INFORMATION SUPPLIED »
——
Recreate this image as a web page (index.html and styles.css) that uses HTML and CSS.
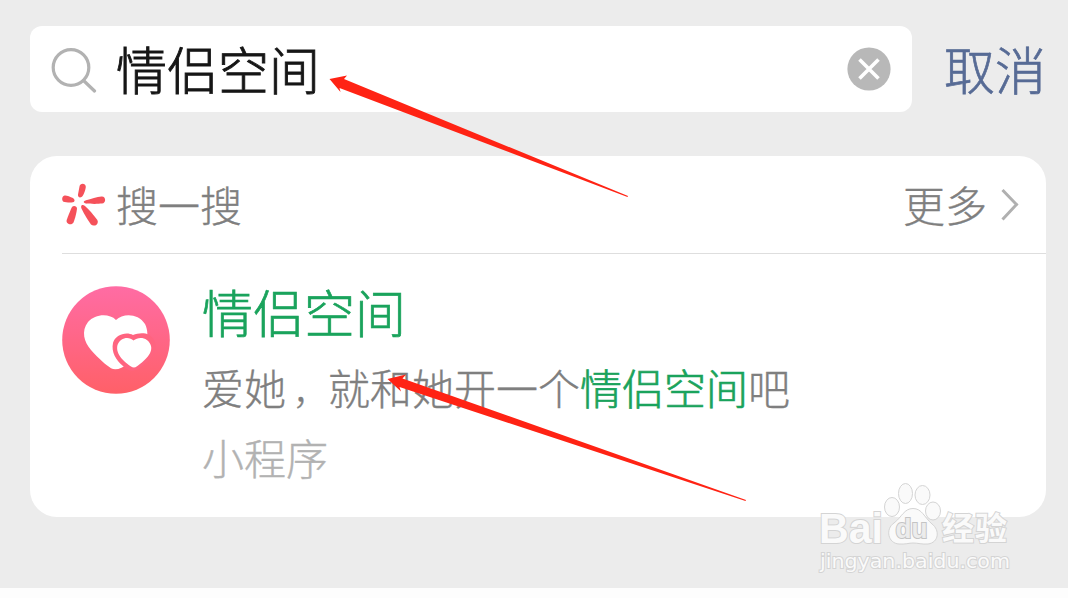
FILE: index.html
```html
<!DOCTYPE html>
<html lang="zh-CN">
<head>
  <meta charset="UTF-8">
  <title>搜一搜</title>
  <link rel="stylesheet" href="styles.css">
</head>
<body>
  <div class="page">
    <header class="search-bar">
      <div class="search-box">
        <svg class="search-icon" width="48" height="48" viewBox="0 0 48 48">
          <circle cx="22" cy="22.500" r="17.800"/>
          <path d="M34.500 35.500 L45.500 46"/>
        </svg>
        <span class="search-text">情侣空间</span>
        <svg class="clear-icon" width="44" height="44" viewBox="0 0 44 44">
          <circle cx="22" cy="22" r="21.600"/>
          <path d="M12.500 12.500 L31.500 31.500 M31.500 12.500 L12.500 31.500"/>
        </svg>
      </div>
      <a class="cancel">取消</a>
    </header>

    <section class="card">
      <div class="card-head">
        <svg class="spark" width="44" height="44" viewBox="0 0 44 44">
          <path d="M17.500 3.500 C18 -.5 24 -.2 23.800 4 C23.500 7 21.500 13 19.500 14 C17.500 15 15.800 14 16 11.500 Z"/>
          <path d="M2.500 12.500 C4 12 8 13.500 11 15 C13.500 17 13 19.500 9.500 19.600 C6 19.700 3 19.400 1.500 18.800 C-.7 17.500 0 12.800 2.500 12.500 Z"/>
          <path d="M39.500 13.500 C44 13 44.500 20 40 20.600 C36 21 28 21 24 20.500 C21 20 21 18.200 24 17.300 C29 15.800 35 14 39.500 13.500 Z"/>
          <path d="M10 24 C11.500 22.300 15 23 15 25.500 C14.700 29 13 36 11.500 39.500 C9.500 43 3.500 41 4.700 37 C6 33 8.500 27 10 24 Z"/>
          <path d="M19.500 25.500 C18.200 22 20.500 21 23 23 C27 26.500 32 32.500 35 36.500 C38 41 32 44.500 29 41.500 C26 37.500 22 31 19.500 25.500 Z"/>
        </svg>
        <span class="card-title">搜一搜</span>
        <span class="more">更多</span>
        <svg class="chevron" width="18" height="34" viewBox="0 0 18 34">
          <path d="M1.500 2 L15.500 16.500 L1.500 31.500"/>
        </svg>
      </div>

      <div class="result">
        <svg class="avatar" width="108" height="108" viewBox="0 0 108 108">
          <defs>
            <linearGradient id="pink" x1="0" y1="0" x2="0" y2="1">
              <stop offset="0" stop-color="#ff6ca4"/>
              <stop offset="1" stop-color="#ff6068"/>
            </linearGradient>
          </defs>
          <circle cx="54" cy="54" r="53.800" fill="url(#pink)"/>
          <path class="heart" d="M54 34 C47 27 33 28 26 36 C19 45 22 56 29 64 C37 73 44 79 49 82.200 C54 85 60 82 66 78 L84 58 C86 51 86 44 83 38 C76 27 61 27 54 34 Z"/>
          <path class="heart-cover" d="M71 49 C64 45 53 49 51 57 C49 66 54 74 61 80 C66 86 74 86 80 80 C90 73 97 64 92 54 C88 46 78 46 71 49 Z"/>
          <path class="heart" d="M71.500 54.500 C67 50 58 51.500 55.500 59 C53 69 64 77 69 80.500 C71 82 73 82 75 80.300 C81 76 91 68 89 60 C86.500 51.500 77 50 71.500 54.500 Z"/>
        </svg>
        <div class="result-body">
          <div class="result-title">情侣空间</div>
          <div class="result-desc">爱她<span class="comma">，</span>就和她开一个<em>情侣空间</em>吧</div>
          <div class="result-type">小程序</div>
        </div>
      </div>
    </section>
  </div>

  <svg class="arrows" width="1068" height="598" viewBox="0 0 1068 598">
    <path d="M329.500 79 L347 75.500 L344 79 L628 196 L627.500 197 L339.500 88 L340.500 92 Z"/>
    <path d="M387.500 379 L406 374.500 L402.500 378.500 L746 500 L745.500 501 L399.500 387 L401 391.500 Z"/>
  </svg>

  <div class="watermark">
    <svg width="200" height="110" viewBox="0 0 200 110">
      <ellipse cx="77" cy="32" rx="7.500" ry="9.500"/>
      <ellipse cx="90.500" cy="18.500" rx="7" ry="10"/>
      <ellipse cx="107.500" cy="20" rx="7.500" ry="9.500"/>
      <ellipse cx="118" cy="36" rx="7.500" ry="9"/>
      <path d="M98 33.500 C89 33.500 87 42 79 48 C70 54 73 68.500 84 69 C90 69.500 94 68 98 68 C103 68 107 69.500 113 69 C124 67.500 125 55 117 49 C109 42 107 33.500 98 33.500 Z"/>
      <text class="bai" x="4" y="67.500" textLength="64" lengthAdjust="spacingAndGlyphs">Bai</text>
      <text class="du" x="80.500" y="63" textLength="32" lengthAdjust="spacingAndGlyphs">du</text>
      <text class="jingyan" x="127" y="65" textLength="65">经验</text>
      <text class="url" x="5" y="93" textLength="190" lengthAdjust="spacingAndGlyphs">jingyan.baidu.com</text>
    </svg>
  </div>
</body>
</html>
```
FILE: styles.css
```css
body {
  margin: 0;
  background-color: #fdfdfd;
  font-family: "Noto Sans CJK SC", sans-serif;
  font-weight: 300;
  overflow: hidden;
}

.page {
  box-sizing: border-box;
  height: 588px;
  padding: 26px 22px 0 30px;
  background-color: #ececec;
  -webkit-text-stroke-width: 0.4px;
}

/* Search bar */
.search-bar {
  display: flex;
  align-items: center;
  height: 86px;
}

.search-box {
  display: flex;
  align-items: center;
  box-sizing: border-box;
  width: 882px;
  height: 86px;
  padding: 0 21px 0 19px;
  background-color: #fff;
  border-radius: 12px;
}

.search-icon {
  fill: none;
  stroke: #b2b2b2;
  stroke-width: 3.2;
  stroke-linecap: round;
}

.search-text {
  flex: 1;
  margin-left: 19px;
  padding-bottom: 3px;
  font-size: 51px;
  line-height: 80px;
  color: #161616;
  -webkit-text-stroke-width: 0.9px;
}

.clear-icon circle {
  fill: #b8b8b8;
}

.clear-icon path {
  stroke: #fff;
  stroke-width: 3.6;
}

.cancel {
  margin-left: 32px;
  padding-bottom: 3px;
  font-size: 51px;
  line-height: 80px;
  color: #576b95;
  -webkit-text-stroke-width: 0.7px;
}

/* Result card */
.card {
  width: 1016px;
  height: 361px;
  margin-top: 44px;
  background-color: #fff;
  border-radius: 27px;
}

.card-head {
  display: flex;
  align-items: center;
  height: 97px;
  margin-left: 32px;
  padding-right: 27px;
  border-bottom: 1px solid #dedede;
  font-size: 42px;
  line-height: 60px;
  color: #7f7f7f;
}

.spark {
  fill: #f5515a;
}

.card-title {
  flex: 1;
  margin-left: 10px;
}

.card-title,
.more {
  padding-bottom: 2px;
}

.chevron {
  margin-left: 14px;
  fill: none;
  stroke: #b0b0b0;
  stroke-width: 3;
}

.result {
  display: flex;
  padding: 32px 0 0 32px;
}

.heart {
  fill: #fff;
}

.heart-cover {
  fill: #ff6480;
}

.result-body {
  margin-left: 32px;
  white-space: nowrap;
}

.result-title {
  margin-top: -10px;
  font-size: 51px;
  line-height: 70px;
  color: #1aa35c;
  -webkit-text-stroke-width: 0.7px;
}

.result-desc {
  margin-top: 8px;
  font-size: 42px;
  line-height: 66px;
  color: #7f7f7f;
}

.result-desc em {
  font-style: normal;
  color: #1aa35c;
  -webkit-text-stroke-width: 0.7px;
}

.comma {
  margin-left: 7px;
  font-size: 35px;
  line-height: 1;
}

.result-type {
  margin-top: 4px;
  font-size: 42px;
  line-height: 66px;
  color: #b2b2b2;
}

/* Red arrows over the page */
.arrows {
  position: absolute;
  top: 0;
  left: 0;
  fill: #ff2314;
}

/* Watermark */
.watermark {
  position: absolute;
  top: 475px;
  left: 815px;
  fill: #fafafa;
  stroke: #d4d4d4;
  stroke-width: 1;
}

.watermark text {
  paint-order: stroke;
  stroke-width: 2;
}

.bai,
.du {
  font-family: "Liberation Sans", sans-serif;
  font-weight: bold;
}

.bai {
  font-size: 43px;
}

.watermark .du {
  font-size: 27px;
  fill: #ececec;
  stroke: #c4c4c4;
}

.jingyan {
  font-size: 32px;
  font-weight: bold;
}

.url {
  font-family: "DejaVu Sans", sans-serif;
  font-weight: 400;
  font-size: 20px;
}
```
——
STATED EXERCISE »
Where does the word "page" appear in the listing? List each line that holds it.

WORKED ANSWER »
Recreate this image as a web page (index.html and styles.css) that uses HTML and CSS.
  <div class="page">
.page {
/* Red arrows over the page */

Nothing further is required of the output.